Monday, March 16, 2009

Book Excerpt #1: Introduction

ARE YOU A HAGGARD HOUSEWIFE?


I suppose the initial question to ask is what is a haggard housewife? To begin with, the dictionary states that a housewife is a married woman in charge of a household. Ironically, a housewife is also defined as a pocket-sized container for small articles (which would explain why my kids are always digging through my purse for gum, quarters, and any variety of tiny items they might have misplaced.)
The dictionary defines haggard as being wild or distraught in appearance or having a worn and exhausted appearance. Put them together and you have a woman who is in charge of a household whose nerves are frazzled and whose mind and body are on the brink of collapse.
One does not need to feel this way 100% of the time to be a haggard housewife. Even if she feels stressed and fatigued on occasion, it is enough to qualify. If you are not certain this title describes you, I have provided a short questionnaire to help clarify any confusion. Once you have answered the questions, compare them to the explanations at the end. The results just might surprise you.

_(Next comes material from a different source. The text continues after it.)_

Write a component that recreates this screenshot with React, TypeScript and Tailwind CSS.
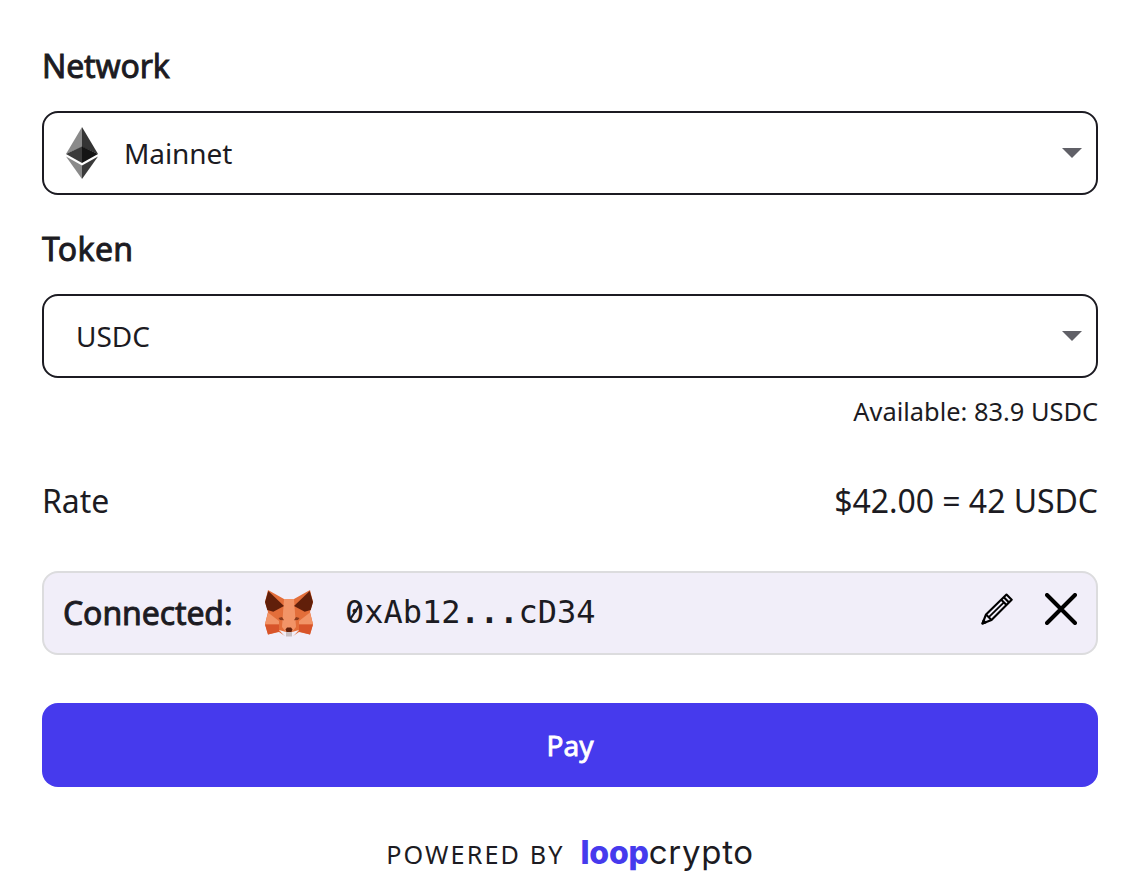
const ETH_FACETS = [
  { points: '16,0 16,20 0,27', fill: '#8a8a8a' },
  { points: '16,0 16,20 32,27', fill: '#343434' },
  { points: '16,19.5 0,27 16,36', fill: '#3a3a3a' },
  { points: '16,19.5 32,27 16,36', fill: '#141414' },
  { points: '0,29.5 16,38.5 16,52', fill: '#8a8a8a' },
  { points: '32,29.5 16,38.5 16,52', fill: '#3a3a3a' },
];

const FOX_FACETS = [
  { points: '3,0 19,9 29,9 45,0 48,12 45,22 48,34 45,44.5 34,42 28,46 20,46 14,42 3,44.5 0,34 3,22 0,12', fill: '#e36e3a' },
  { points: '19,9 29,9 30,23 31,37 27,42 21,42 17,37 18,23', fill: '#f29467' },
  { points: '3.3,1 19,16 8.3,21.7 2.3,20 0,12', fill: '#611f0a' },
  { points: '44.7,1 29,16 39.7,21.7 45.7,20 48,12', fill: '#611f0a' },
  { points: '3,22.5 14,31 14,34.5 0,34.5', fill: '#f29467' },
  { points: '45,22.5 34,31 34,34.5 48,34.5', fill: '#f29467' },
  { points: '0,34.5 14,34.5 14,41.5 3,44.5', fill: '#d8542a' },
  { points: '48,34.5 34,34.5 34,41.5 45,44.5', fill: '#d8542a' },
  { points: '13.5,28 17,27 19,30.3 15,30', fill: '#8a3a1c' },
  { points: '34.5,28 31,27 29,30.3 33,30', fill: '#8a3a1c' },
  { points: '14,40 21,42 27,42 34,40 28,46.5 20,46.5', fill: '#f1eef9' },
  { points: '21,42 27,42 27,46.5 21,46.5', fill: '#c8bfc2' },
  { points: '22,37.5 26,37.5 27.5,39.5 26.5,42 21.5,42 20.5,39.5', fill: '#611f0a' },
];

function EthIcon() {
  return (
    <svg width="32" height="52" viewBox="0 0 32 52">
      {ETH_FACETS.map((f) => (
        <polygon key={f.points} points={f.points} fill={f.fill} />
      ))}
    </svg>
  );
}

function FoxIcon() {
  return (
    <svg width="48" height="48" viewBox="0 -1 48 48">
      {FOX_FACETS.map((f) => (
        <polygon key={f.points} points={f.points} fill={f.fill} />
      ))}
    </svg>
  );
}

function PencilIcon() {
  return (
    <svg width="32" height="32" viewBox="0 0 32 32" fill="none" stroke="currentColor" strokeWidth="2.1" strokeLinejoin="round">
      <path d="M1.5 30.5L5 21.5L25.5 1.5L30.7 6.8L10.5 27Z" />
      <path d="M5 21.5L10.5 27M20.3 6.8L25.5 12M22.8 4.3L28 9.5" />
      <path d="M7.8 24.2L22.9 9.4" strokeWidth="1.8" />
      <path d="M1.5 30.5L2.5 27.5L4.5 29.5Z" fill="currentColor" />
    </svg>
  );
}

function CloseIcon() {
  return (
    <svg width="32" height="32" viewBox="0 0 32 32" fill="none" stroke="currentColor" strokeWidth="4" strokeLinecap="round">
      <path d="M2 2L30 30M30 2L2 30" />
    </svg>
  );
}

function Caret() {
  return (
    <svg className="ml-auto" width="20" height="10" viewBox="0 0 20 10">
      <polygon points="0,0 20,0 10,10" fill="#606067" />
    </svg>
  );
}

export default function App() {
  return (
    <main className="flex h-[886px] w-full flex-col bg-white pt-[44px] pr-[44px] pl-[42px] font-['Noto_Sans',sans-serif] text-[#1c1b22]">
      <label className="text-[32px] leading-[44px] tracking-[-0.15px] [-webkit-text-stroke:0.9px_currentColor]">Network</label>
      <button className="mt-[23px] flex h-[84px] items-center rounded-2xl border-2 border-[#1c1b22] pr-[14px] pl-[22px]">
        <EthIcon />
        <span className="ml-[26px] text-[28px] tracking-[-0.1px]">Mainnet</span>
        <Caret />
      </button>

      <label className="mt-8 text-[32px] leading-[44px] tracking-[0.3px] [-webkit-text-stroke:0.9px_currentColor]">Token</label>
      <button className="mt-[23px] flex h-[84px] items-center rounded-2xl border-2 border-[#1c1b22] pr-[14px] pl-8">
        <span className="text-[28px]">USDC</span>
        <Caret />
      </button>
      <p className="mt-[15px] text-right text-[25.4px] leading-[36px]">Available: 83.9 USDC</p>

      <div className="mt-[50px] flex justify-between text-[32px] leading-[44px] tracking-[-0.05px]">
        <span>Rate</span>
        <span>$42.00 = 42 USDC</span>
      </div>

      <div className="mt-[48px] flex h-[84px] items-center rounded-2xl border-2 border-[#dcdcde] bg-[#f1eef9] pr-[19px] pl-[19px]">
        <span className="w-[170px] text-[32px] tracking-[-0.1px] [-webkit-text-stroke:0.9px_currentColor]">Connected:</span>
        <span className="ml-8"><FoxIcon /></span>
        <span className="mb-0.5 ml-8 font-['DejaVu_Sans_Mono',monospace] text-[32px]">
          <span className="relative">
            0
            {/* slash through the zero */}
            <svg className="absolute top-[7px] left-0" width="19" height="24" viewBox="0 0 19 24">
              <path d="M5 19.5L14.5 5" stroke="currentColor" strokeWidth="2.2" />
            </svg>
          </span>
          xAb12<span className="font-bold">...</span>cD34
        </span>
        <div className="mb-2 ml-auto flex gap-8 text-black">
          <PencilIcon />
          <CloseIcon />
        </div>
      </div>

      <button className="mt-12 h-[84px] rounded-2xl bg-[#463aed] text-[28px] text-white [-webkit-text-stroke:0.8px_currentColor]">Pay</button>

      <footer className="mt-[41px] flex items-center justify-center">
        <span className="mt-1 text-[25.2px] tracking-[2.1px]">POWERED BY</span>
        <span className="ml-4 font-['Inter',sans-serif] text-[32px]">
          <span className="font-extrabold tracking-[-0.2px] text-[#463aed]">loop</span>
          <span className="text-[33px] tracking-[0.7px]">crypto</span>
        </span>
      </footer>
    </main>
  );
}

Are You A Haggard Housewife?


1. How often do you make dinner from scratch?

a. Every night with only rare exceptions
b. At least once a week, whether I want to or not
c. On occasion, when my mother-in-law comes to visit
d. What’s scratch, and where can I buy some?

2. How often do you talk on the phone with friends?

a. Often. I call my friends at least once a week
b. Occasionally. I call my friends on their birthdays.
c. Rarely. My friends call me and sometimes I pick up.
d. Never. That’s why God created answering machines.

3. “On my child’s first day of school, I…”

a. Cried because I knew how much I would miss him.
b. Wandered aimlessly around the house until he came back home.
c. Took a nap.
d. Shouted, “Free at last! Free at last! Thank God Almighty, I’m free at last!”

4. “When a friend drops by for an unexpected visit, I…”

a. Welcome her in with open arms.
b. Shout “Hang on a second!” and scramble to pick up the living room.
c. Lie and tell her I’ve got the flu.
d. Hide in the bathroom until she leaves.

5. If your husband took the kids for the day what would you do with your time?

a. I would have lunch with my girlfriends and get a manicure.
b. I would waste it trying to figure out what chores I should do first.
c. I would order pizza and watch TV all day – basking in the solitude.
d. I would get the locks changed (heh, heh, heh!)

6. “On Sundays, when my family goes to church, I…”

a. Dress my kids in matching outfits and arrive 5 minutes early.
b. Tell my kids to find something, anything to wear, and hurry it up for @*#$% sake!
c. Tell my husband that I’ll get there when I get there.
d. What? It’s Sunday again?! Are you sure?

7. How often do you have sex?

a. As often as it takes to keep my husband happy.
b. Every other weekend, whether I want to or not.
c. Whenever I run out of excuses.
d. I’ll have sex the day my husband learns to wash his own underwear.

8. The song that most typifies my life as a housewife is…

a. “Sweet Dreams Are Made Of This”
b. “Back On The Chain Gang”
c. “I Will Survive”
d. “We’re Not Gonna Take It”

9. “What I want for Christmas this year is…”

a. A gift card to my local spa.
b. A new vacuum cleaner.
c. A gift card to Burger King.
d. One one-way ticket to Honolulu.


Results:

Mostly“A”s: You are either from another planet or in complete denial. Return this book immediately and get your money back.

Mostly “B”s: You are a devoted wife and mother, but you sometimes feel unappreciated and overworked. You need to relax and laugh a little more. This book is just the medicine you need.

Mostly “C”s: While you are secure in your role as a homemaker, your life feels chaotic and harried. You can never seem to catch up or gain the upper hand. You are not alone, as this book will show you.

Mostly “D”s: You are on the verge of surrender. Your cynical attitude about life needs a serious adjustment. Maybe this book will help. Maybe it won’t. But what have you got to lose by trying? Life can’t get much worse than it already is, can it?